Heartbeat disconnects
Section titled “Heartbeat disconnects”Symptoms: Clients are disconnected after a period of inactivity; terminate is called with HeartbeatTimeout.
Checks:
-
Client heartbeat interval vs. server timeout. The Phoenix JS client sends heartbeats every 30 s by default. The beryl default server timeout is 60 s, which gives a safe margin. If you've lowered
heartbeat_timeout_ms, ensure the client interval is at least half the server timeout. -
Load balancer idle timeout. Some load balancers (AWS ALB, nginx) have their own WebSocket idle timeouts. Set the load balancer timeout to be longer than the client heartbeat interval, or configure load-balancer-level keepalives.
-
Network interruption. Mobile clients behind NAT may lose the WebSocket connection without a TCP close. The Phoenix JS client detects missed heartbeat replies and reconnects automatically.
PubSub cluster issues
Section titled “PubSub cluster issues”Symptoms: Broadcasts do not propagate across Erlang nodes; presence state diverges.
Checks:
-
Nodes are clustered. beryl PubSub uses Erlang
pg, which requires Erlang distribution. Confirm nodes can reach each other:Node.list()in the Erlang shell should return connected nodes. -
Same pg scope. All nodes must use the same
pgscope name.pubsub.default_config()uses the default scope. If you customized it, make sure all nodes use the same value. -
broadcast_from exclusion is per-coordinator.
beryl.broadcast_fromexcludes the socket on the originating coordinator. On remote nodes, all sockets subscribed to the topic receive the message, including (if any) a socket with the same ID on a different node. This is expected behavior.
Rate limiting is unexpectedly aggressive
Section titled “Rate limiting is unexpectedly aggressive”Symptoms: Clients receive partial message delivery; high-frequency operations are silently dropped.
Checks:
-
Check burst values. The
burstparameter sets the token bucket capacity. If burst is too small, a legitimate burst of messages (e.g., on reconnect) exceeds the limit. -
message_rate vs. channel_rate.
message_rateis per-socket total;channel_rateis per-socket-per-topic. If a client joins many topics,message_ratelimits across all of them whilechannel_ratelimits each topic independently. -
No error is sent to the client. Rate-limited messages are dropped silently. If you need clients to know they were limited, implement application-level feedback in
handle_in.
Reverse proxy / nginx
Section titled “Reverse proxy / nginx”WebSocket upgrades require forwarding the Upgrade and Connection headers. A minimal nginx configuration:
location /socket/websocket { proxy_pass http://localhost:4000; proxy_http_version 1.1; proxy_set_header Upgrade $http_upgrade; proxy_set_header Connection "upgrade"; proxy_set_header Host $host; proxy_read_timeout 86400s; # Long timeout for persistent connections}Without proxy_http_version 1.1 and the upgrade headers, nginx downgrades to HTTP/1.0 and the WebSocket handshake fails. proxy_read_timeout should exceed your client heartbeat interval to avoid proxy-side idle disconnects.

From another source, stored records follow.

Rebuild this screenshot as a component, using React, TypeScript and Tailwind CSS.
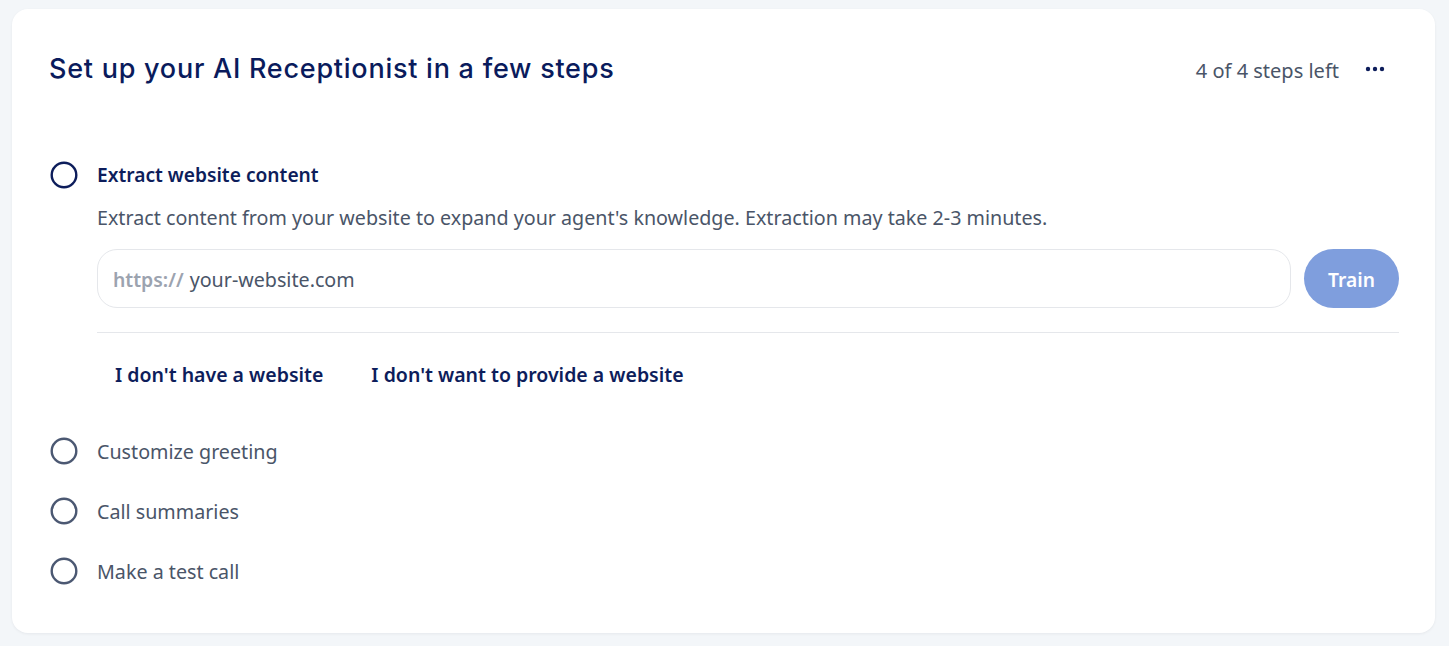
import React from "react";

const body = { fontFamily: '"Noto Sans", "Open Sans", Arial, sans-serif' };

function Circle({ active }: { active?: boolean }) {
  return (
    <svg width="28" height="28" viewBox="0 0 28 28" className="shrink-0">
      <circle
        cx="14"
        cy="14"
        r="12.3"
        fill="none"
        stroke={active ? "#0d1d5b" : "#4b5872"}
        strokeWidth="2.4"
      />
    </svg>
  );
}

function Step({ label }: { label: string }) {
  return (
    <div className="flex h-[28px] items-center gap-[19px] pl-[1px]">
      <Circle />
      <span className="pt-[2px] text-[19.7px] text-[#4a5568]">{label}</span>
    </div>
  );
}

export default function App() {
  return (
    <div
      className="min-h-[646px] bg-[#f3f6f9] pt-[9px] pl-[12px] pr-[14px] pb-[13px]"
      style={body}
    >
      <div className="rounded-[16px] bg-white pt-[44px] pb-[48px] pl-[37px] pr-[36px] shadow-[0_1px_3px_rgba(15,23,42,0.06)]">
        {/* header */}
        <div className="flex h-[32px] items-center justify-between">
          <h1
            className="text-[27px] font-[450] tracking-[0.75px] text-[#0a1b5c]"
            style={{ fontFamily: 'Inter, "Noto Sans", sans-serif' }}
          >
            Set up your AI Receptionist in a few steps
          </h1>
          <div className="flex items-center">
            <span className="pt-[4px] text-[20px] text-[#4a5568]">4 of 4 steps left</span>
            <button className="ml-[20px] mr-[8px] flex h-8 w-8 items-center justify-center">
              <svg width="20" height="6" viewBox="0 0 20 6">
                <circle cx="3" cy="3" r="2.2" fill="#0d1d5b" />
                <circle cx="10" cy="3" r="2.2" fill="#0d1d5b" />
                <circle cx="17" cy="3" r="2.2" fill="#0d1d5b" />
              </svg>
            </button>
          </div>
        </div>

        {/* active step */}
        <div className="mt-[76px]">
          <div className="flex h-[28px] items-center gap-[19px] pl-[1px]">
            <Circle active />
            <span className="pt-[1px] text-[19.2px] font-semibold text-[#0d1d5b]">
              Extract website content
            </span>
          </div>
          <div className="pl-[48px]">
            <p className="mt-[15px] text-[19.7px] leading-[28px] text-[#4a5568]">
              Extract content from your website to expand your agent's knowledge. Extraction
              may take 2-3 minutes.
            </p>
            <div className="mt-[17px] flex gap-[13px]">
              <div className="flex h-[59px] flex-1 items-center rounded-[20px] border border-[#e5e7eb] px-[15px] pt-[3px]">
                <span className="text-[19.4px] font-semibold text-[#9ca3af]">https://</span>
                <span className="ml-[6px] text-[19.7px] text-[#4a5568]">your-website.com</span>
              </div>
              <button className="h-[59px] w-[95px] rounded-full bg-[#7f9edd] pt-[3px] text-[19.2px] font-semibold text-white">
                Train
              </button>
            </div>
            <div className="mt-[24px] border-t border-[#e5e7eb]" />
            <div className="mt-[27px] flex gap-[12px]">
              <button className="h-[28px] px-[18px] text-[19.5px] font-semibold text-[#0d1d5b]">
                I don't have a website
              </button>
              <button className="h-[28px] px-[18px] text-[19.5px] font-semibold text-[#0d1d5b]">
                I don't want to provide a website
              </button>
            </div>
          </div>
        </div>

        {/* remaining steps */}
        <div className="mt-[49px] flex flex-col gap-[32px]">
          <Step label="Customize greeting" />
          <Step label="Call summaries" />
          <Step label="Make a test call" />
        </div>
      </div>
    </div>
  );
}
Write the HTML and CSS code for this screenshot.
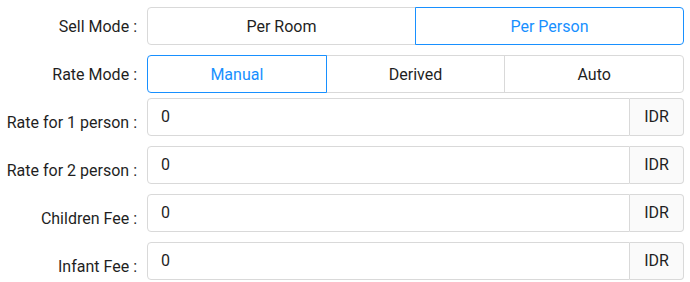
FILE: index.html
```html
<!DOCTYPE html>
<html>
<head>
<meta charset="utf-8">
<link rel="stylesheet" href="styles.css">
</head>
<body>
<div class="form">
  <div class="row row-radio">
    <div class="label"><span>Sell Mode</span><span class="colon">:</span></div>
    <div class="radio-group">
      <div class="rb">Per Room</div>
      <div class="rb active">Per Person</div>
    </div>
  </div>
  <div class="row row-radio row-tight">
    <div class="label"><span>Rate Mode</span><span class="colon">:</span></div>
    <div class="radio-group">
      <div class="rb active">Manual</div>
      <div class="rb">Derived</div>
      <div class="rb">Auto</div>
    </div>
  </div>
  <div class="row row-input">
    <div class="label"><span>Rate for 1 person</span><span class="colon">:</span></div>
    <div class="input-group">
      <div class="input">0</div>
      <div class="addon">IDR</div>
    </div>
  </div>
  <div class="row row-input">
    <div class="label"><span>Rate for 2 person</span><span class="colon">:</span></div>
    <div class="input-group">
      <div class="input">0</div>
      <div class="addon">IDR</div>
    </div>
  </div>
  <div class="row row-input">
    <div class="label"><span>Children Fee</span><span class="colon">:</span></div>
    <div class="input-group">
      <div class="input">0</div>
      <div class="addon">IDR</div>
    </div>
  </div>
  <div class="row row-input">
    <div class="label"><span>Infant Fee</span><span class="colon">:</span></div>
    <div class="input-group">
      <div class="input">0</div>
      <div class="addon">IDR</div>
    </div>
  </div>
</div>
</body>
</html>
```
FILE: styles.css
```css
html, body {
  margin: 0;
  padding: 0;
  background: #ffffff;
}
body {
  font-family: Roboto, "Liberation Sans", sans-serif;
  font-size: 16px;
  color: #1f1f1f;
}
.form {
  padding: 7px 6px 0 0;
  display: flex;
  flex-direction: column;
  gap: 10px;
}
.row {
  display: flex;
  align-items: flex-start;
}
.row-tight {
  margin-bottom: -5px;
}
.label {
  width: 147px;
  flex: none;
  box-sizing: border-box;
  height: 38px;
  display: flex;
  justify-content: flex-end;
  padding-top: 1px;
  line-height: 37px;
  white-space: nowrap;
}
.row-input .label {
  padding-top: 11px;
  line-height: 27px;
}
.colon {
  margin: 0 10px 0 4px;
}
.radio-group {
  flex: 1;
  display: flex;
}
.rb {
  flex: 1;
  box-sizing: border-box;
  height: 38px;
  padding-top: 1px;
  line-height: 35px;
  text-align: center;
  border: 1px solid #d9d9d9;
  margin-left: -1px;
  position: relative;
}
.rb:first-child {
  margin-left: 0;
  border-radius: 4px 0 0 4px;
}
.rb:last-child {
  border-radius: 0 4px 4px 0;
}
.rb.active {
  border-color: #1890ff;
  color: #1890ff;
  z-index: 1;
}
.input-group {
  flex: 1;
  display: flex;
  height: 38px;
}
.input {
  flex: 1;
  box-sizing: border-box;
  border: 1px solid #d9d9d9;
  border-radius: 4px 0 0 4px;
  padding: 0 13px;
  line-height: 36px;
}
.addon {
  box-sizing: border-box;
  width: 54px;
  border: 1px solid #d9d9d9;
  border-left: 0;
  border-radius: 0 4px 4px 0;
  background: #fafafa;
  text-align: center;
  line-height: 36px;
}
```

Coordinator crash / no messages processed
Section titled “Coordinator crash / no messages processed”Symptoms: All WebSocket operations stop working; the coordinator is unresponsive.
Checks:
-
Are you using
beryl.start(unsupervised)? A panic in any callback kills the coordinator actor. Switch toberyl/supervisor.startso the coordinator is automatically restarted. -
Panic in a callback. Gleam's
assertexpressions panic on mismatch. Audit yourjoin,handle_in, andterminatecallbacks forlet assertexpressions that may fail on unexpected inputs. -
After restart, clients must rejoin. A restarted coordinator has no socket state. Connected clients will see their WebSocket close (or stop receiving replies) and the Phoenix JS client will reconnect and rejoin automatically.